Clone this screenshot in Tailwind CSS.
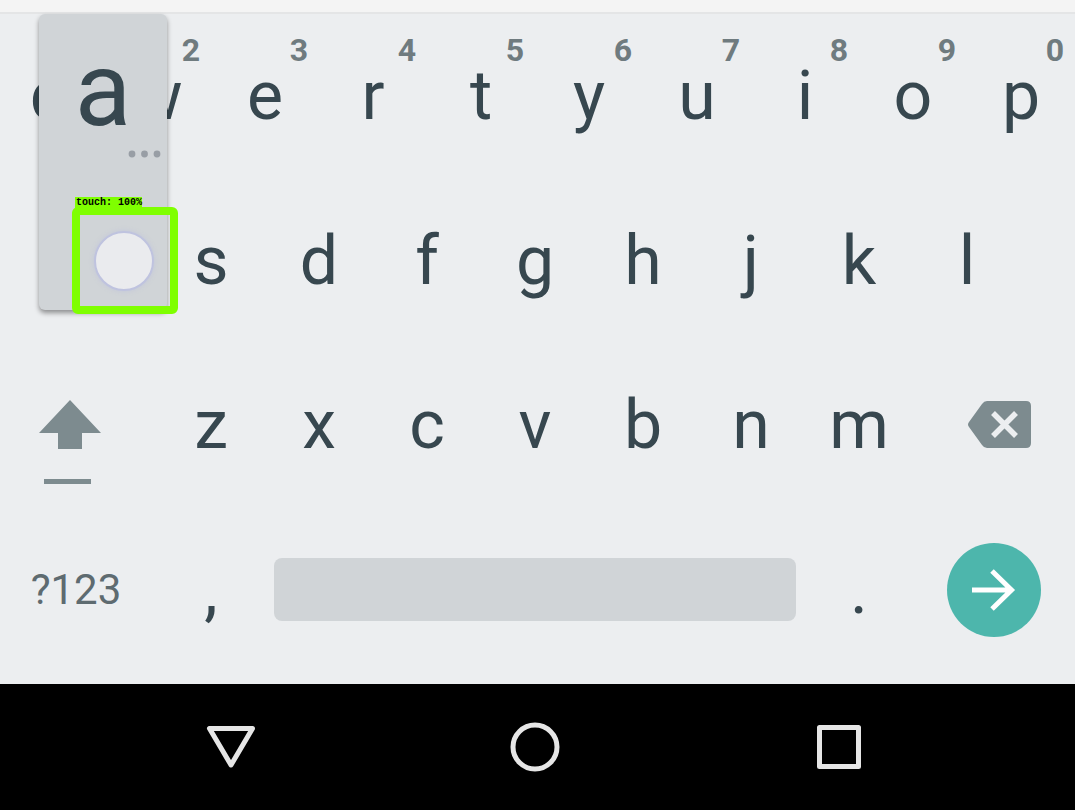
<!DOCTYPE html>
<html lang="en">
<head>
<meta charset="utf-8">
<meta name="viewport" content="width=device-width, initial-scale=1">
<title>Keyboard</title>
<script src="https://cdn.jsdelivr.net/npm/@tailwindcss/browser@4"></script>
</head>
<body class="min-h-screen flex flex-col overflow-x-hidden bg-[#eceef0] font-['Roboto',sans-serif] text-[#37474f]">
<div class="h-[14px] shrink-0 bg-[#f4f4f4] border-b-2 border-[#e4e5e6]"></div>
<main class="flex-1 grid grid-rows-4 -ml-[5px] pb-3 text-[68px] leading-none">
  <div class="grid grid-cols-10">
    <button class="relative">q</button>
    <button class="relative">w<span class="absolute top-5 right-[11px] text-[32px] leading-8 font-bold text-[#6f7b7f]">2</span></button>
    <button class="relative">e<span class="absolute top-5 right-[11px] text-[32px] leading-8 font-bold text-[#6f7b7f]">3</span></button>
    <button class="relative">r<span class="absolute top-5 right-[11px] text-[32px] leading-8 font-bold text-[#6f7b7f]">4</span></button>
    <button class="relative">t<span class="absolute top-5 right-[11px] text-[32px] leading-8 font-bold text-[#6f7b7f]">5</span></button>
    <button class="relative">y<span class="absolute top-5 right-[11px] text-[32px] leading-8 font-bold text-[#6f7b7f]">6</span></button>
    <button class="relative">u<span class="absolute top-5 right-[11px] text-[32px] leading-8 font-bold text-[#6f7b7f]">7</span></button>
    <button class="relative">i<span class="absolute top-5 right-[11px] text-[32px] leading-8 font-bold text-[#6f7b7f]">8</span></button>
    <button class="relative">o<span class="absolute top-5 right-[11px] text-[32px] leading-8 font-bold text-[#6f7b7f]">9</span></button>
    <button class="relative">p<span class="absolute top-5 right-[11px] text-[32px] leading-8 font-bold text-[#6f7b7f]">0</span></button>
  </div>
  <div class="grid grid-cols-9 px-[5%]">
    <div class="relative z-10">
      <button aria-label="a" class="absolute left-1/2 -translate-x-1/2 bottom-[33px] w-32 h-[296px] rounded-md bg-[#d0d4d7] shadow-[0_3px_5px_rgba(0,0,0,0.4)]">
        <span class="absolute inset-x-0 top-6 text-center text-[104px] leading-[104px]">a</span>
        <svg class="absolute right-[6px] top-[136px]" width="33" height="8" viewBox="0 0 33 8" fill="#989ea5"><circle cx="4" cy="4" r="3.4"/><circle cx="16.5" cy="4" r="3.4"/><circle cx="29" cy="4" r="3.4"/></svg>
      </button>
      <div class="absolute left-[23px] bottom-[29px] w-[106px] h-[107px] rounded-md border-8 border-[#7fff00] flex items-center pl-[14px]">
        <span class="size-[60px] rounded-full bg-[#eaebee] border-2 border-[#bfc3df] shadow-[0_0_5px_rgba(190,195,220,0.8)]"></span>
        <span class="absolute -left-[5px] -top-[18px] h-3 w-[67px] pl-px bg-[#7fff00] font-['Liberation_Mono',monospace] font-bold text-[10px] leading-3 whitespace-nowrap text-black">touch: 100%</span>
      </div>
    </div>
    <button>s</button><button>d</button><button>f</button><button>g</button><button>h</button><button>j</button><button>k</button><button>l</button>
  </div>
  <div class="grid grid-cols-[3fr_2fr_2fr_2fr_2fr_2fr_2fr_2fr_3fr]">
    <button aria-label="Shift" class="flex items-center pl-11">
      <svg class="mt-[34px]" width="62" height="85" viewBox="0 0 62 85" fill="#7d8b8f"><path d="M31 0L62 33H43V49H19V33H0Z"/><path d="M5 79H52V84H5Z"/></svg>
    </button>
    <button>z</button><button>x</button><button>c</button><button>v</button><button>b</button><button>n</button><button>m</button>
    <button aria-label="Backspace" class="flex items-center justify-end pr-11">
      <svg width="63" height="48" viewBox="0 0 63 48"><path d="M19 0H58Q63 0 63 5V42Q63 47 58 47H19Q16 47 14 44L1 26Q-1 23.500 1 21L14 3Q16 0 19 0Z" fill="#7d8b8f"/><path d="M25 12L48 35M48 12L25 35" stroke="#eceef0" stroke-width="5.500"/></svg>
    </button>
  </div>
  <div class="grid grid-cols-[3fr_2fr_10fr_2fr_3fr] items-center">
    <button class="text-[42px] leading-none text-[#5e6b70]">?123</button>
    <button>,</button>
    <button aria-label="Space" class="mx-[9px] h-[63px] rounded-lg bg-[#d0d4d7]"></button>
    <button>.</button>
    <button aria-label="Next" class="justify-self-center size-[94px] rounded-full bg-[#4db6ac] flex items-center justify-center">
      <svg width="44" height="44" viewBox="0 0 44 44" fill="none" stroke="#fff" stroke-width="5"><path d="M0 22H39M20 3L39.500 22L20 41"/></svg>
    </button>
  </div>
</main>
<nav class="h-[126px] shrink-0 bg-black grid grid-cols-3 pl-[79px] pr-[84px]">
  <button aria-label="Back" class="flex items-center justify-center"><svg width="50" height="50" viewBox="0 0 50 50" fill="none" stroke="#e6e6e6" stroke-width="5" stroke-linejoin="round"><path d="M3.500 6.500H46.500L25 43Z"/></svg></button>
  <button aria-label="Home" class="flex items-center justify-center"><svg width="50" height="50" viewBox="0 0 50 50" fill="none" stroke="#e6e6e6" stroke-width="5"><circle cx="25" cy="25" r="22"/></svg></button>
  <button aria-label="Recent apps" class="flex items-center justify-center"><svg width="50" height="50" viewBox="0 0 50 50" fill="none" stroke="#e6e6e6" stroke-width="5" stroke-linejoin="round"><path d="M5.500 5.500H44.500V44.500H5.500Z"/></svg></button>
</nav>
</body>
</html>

• • • • • • •

▶ [WHAT THE TASK REQUIRES] Leave the images out and output the remaining material exactly as it stands.

▶ [OUTPUT OF THE TASK]
Clone this screenshot in Tailwind CSS.
<!DOCTYPE html>
<html lang="en">
<head>
<meta charset="utf-8">
<meta name="viewport" content="width=device-width, initial-scale=1">
<title>Keyboard</title>
<script src="https://cdn.jsdelivr.net/npm/@tailwindcss/browser@4"></script>
</head>
<body class="min-h-screen flex flex-col overflow-x-hidden bg-[#eceef0] font-['Roboto',sans-serif] text-[#37474f]">
<div class="h-[14px] shrink-0 bg-[#f4f4f4] border-b-2 border-[#e4e5e6]"></div>
<main class="flex-1 grid grid-rows-4 -ml-[5px] pb-3 text-[68px] leading-none">
  <div class="grid grid-cols-10">
    <button class="relative">q</button>
    <button class="relative">w<span class="absolute top-5 right-[11px] text-[32px] leading-8 font-bold text-[#6f7b7f]">2</span></button>
    <button class="relative">e<span class="absolute top-5 right-[11px] text-[32px] leading-8 font-bold text-[#6f7b7f]">3</span></button>
    <button class="relative">r<span class="absolute top-5 right-[11px] text-[32px] leading-8 font-bold text-[#6f7b7f]">4</span></button>
    <button class="relative">t<span class="absolute top-5 right-[11px] text-[32px] leading-8 font-bold text-[#6f7b7f]">5</span></button>
    <button class="relative">y<span class="absolute top-5 right-[11px] text-[32px] leading-8 font-bold text-[#6f7b7f]">6</span></button>
    <button class="relative">u<span class="absolute top-5 right-[11px] text-[32px] leading-8 font-bold text-[#6f7b7f]">7</span></button>
    <button class="relative">i<span class="absolute top-5 right-[11px] text-[32px] leading-8 font-bold text-[#6f7b7f]">8</span></button>
    <button class="relative">o<span class="absolute top-5 right-[11px] text-[32px] leading-8 font-bold text-[#6f7b7f]">9</span></button>
    <button class="relative">p<span class="absolute top-5 right-[11px] text-[32px] leading-8 font-bold text-[#6f7b7f]">0</span></button>
  </div>
  <div class="grid grid-cols-9 px-[5%]">
    <div class="relative z-10">
      <button aria-label="a" class="absolute left-1/2 -translate-x-1/2 bottom-[33px] w-32 h-[296px] rounded-md bg-[#d0d4d7] shadow-[0_3px_5px_rgba(0,0,0,0.4)]">
        <span class="absolute inset-x-0 top-6 text-center text-[104px] leading-[104px]">a</span>
        <svg class="absolute right-[6px] top-[136px]" width="33" height="8" viewBox="0 0 33 8" fill="#989ea5"><circle cx="4" cy="4" r="3.4"/><circle cx="16.5" cy="4" r="3.4"/><circle cx="29" cy="4" r="3.4"/></svg>
      </button>
      <div class="absolute left-[23px] bottom-[29px] w-[106px] h-[107px] rounded-md border-8 border-[#7fff00] flex items-center pl-[14px]">
        <span class="size-[60px] rounded-full bg-[#eaebee] border-2 border-[#bfc3df] shadow-[0_0_5px_rgba(190,195,220,0.8)]"></span>
        <span class="absolute -left-[5px] -top-[18px] h-3 w-[67px] pl-px bg-[#7fff00] font-['Liberation_Mono',monospace] font-bold text-[10px] leading-3 whitespace-nowrap text-black">touch: 100%</span>
      </div>
    </div>
    <button>s</button><button>d</button><button>f</button><button>g</button><button>h</button><button>j</button><button>k</button><button>l</button>
  </div>
  <div class="grid grid-cols-[3fr_2fr_2fr_2fr_2fr_2fr_2fr_2fr_3fr]">
    <button aria-label="Shift" class="flex items-center pl-11">
      <svg class="mt-[34px]" width="62" height="85" viewBox="0 0 62 85" fill="#7d8b8f"><path d="M31 0L62 33H43V49H19V33H0Z"/><path d="M5 79H52V84H5Z"/></svg>
    </button>
    <button>z</button><button>x</button><button>c</button><button>v</button><button>b</button><button>n</button><button>m</button>
    <button aria-label="Backspace" class="flex items-center justify-end pr-11">
      <svg width="63" height="48" viewBox="0 0 63 48"><path d="M19 0H58Q63 0 63 5V42Q63 47 58 47H19Q16 47 14 44L1 26Q-1 23.500 1 21L14 3Q16 0 19 0Z" fill="#7d8b8f"/><path d="M25 12L48 35M48 12L25 35" stroke="#eceef0" stroke-width="5.500"/></svg>
    </button>
  </div>
  <div class="grid grid-cols-[3fr_2fr_10fr_2fr_3fr] items-center">
    <button class="text-[42px] leading-none text-[#5e6b70]">?123</button>
    <button>,</button>
    <button aria-label="Space" class="mx-[9px] h-[63px] rounded-lg bg-[#d0d4d7]"></button>
    <button>.</button>
    <button aria-label="Next" class="justify-self-center size-[94px] rounded-full bg-[#4db6ac] flex items-center justify-center">
      <svg width="44" height="44" viewBox="0 0 44 44" fill="none" stroke="#fff" stroke-width="5"><path d="M0 22H39M20 3L39.500 22L20 41"/></svg>
    </button>
  </div>
</main>
<nav class="h-[126px] shrink-0 bg-black grid grid-cols-3 pl-[79px] pr-[84px]">
  <button aria-label="Back" class="flex items-center justify-center"><svg width="50" height="50" viewBox="0 0 50 50" fill="none" stroke="#e6e6e6" stroke-width="5" stroke-linejoin="round"><path d="M3.500 6.500H46.500L25 43Z"/></svg></button>
  <button aria-label="Home" class="flex items-center justify-center"><svg width="50" height="50" viewBox="0 0 50 50" fill="none" stroke="#e6e6e6" stroke-width="5"><circle cx="25" cy="25" r="22"/></svg></button>
  <button aria-label="Recent apps" class="flex items-center justify-center"><svg width="50" height="50" viewBox="0 0 50 50" fill="none" stroke="#e6e6e6" stroke-width="5" stroke-linejoin="round"><path d="M5.500 5.500H44.500V44.500H5.500Z"/></svg></button>
</nav>
</body>
</html>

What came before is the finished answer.